Time for a new post. After being wounded in the Big War, Gene Bearden came back to baseball and had a dream season:

"The knuckleballer was a rookie sensation in 1948 when he went 20-7 and led the AL with a 2.43 ERA. His 20th win was the Indians' pennant-deciding playoff versus Boston. In the WS, he had a win and a save without giving up a run. He never again approached his rookie record; he winked at training rules, suffered a lingering thigh injury in 1949, and batters learned to lay off his nasty knuckler." (Jane Charnin-Aker, BaseballLibrary.com)

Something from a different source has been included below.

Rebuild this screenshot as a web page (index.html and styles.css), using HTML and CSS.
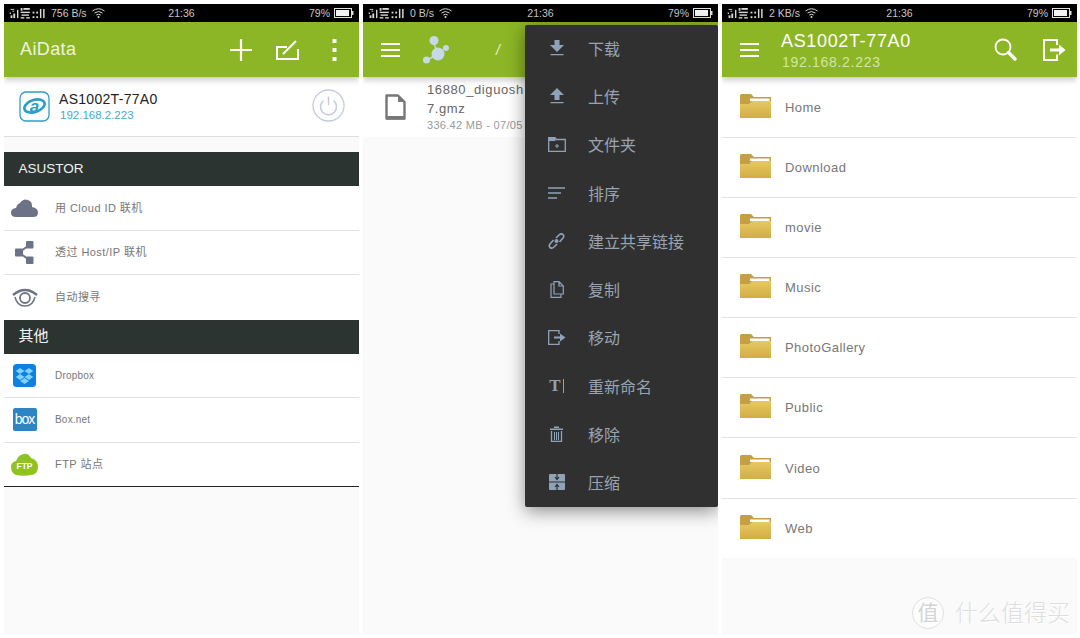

Bearden was a lefthanded knuckleballer, and a pretty good hitter, too - he drove in 14 runs in '48, and he had two hits in the Series. He hung around until 1953, but was never again effective; his lifetime record was 45-38. Overall, the shape of his career was very comparable to Mark Fidrych. Since Bearden was such a high-profile pitcher for a few years, I wonder if the sudden implosion after his rookie season contributed to the atmosphere of mistrust that surrounds knuckleballers.

As for Joe McCarthy's curious choice of Galehouse over Parnell in the 1948 playoff, did he have a hunch like Connie Mack in the '29 Series? Mack started the washed-up Howard Ehmke over Lefty Grove and George Earnshaw in the first game against the Cubs. It worked for Mack, but, Curse Of The Bambino being what it is, didn't for McCarthy.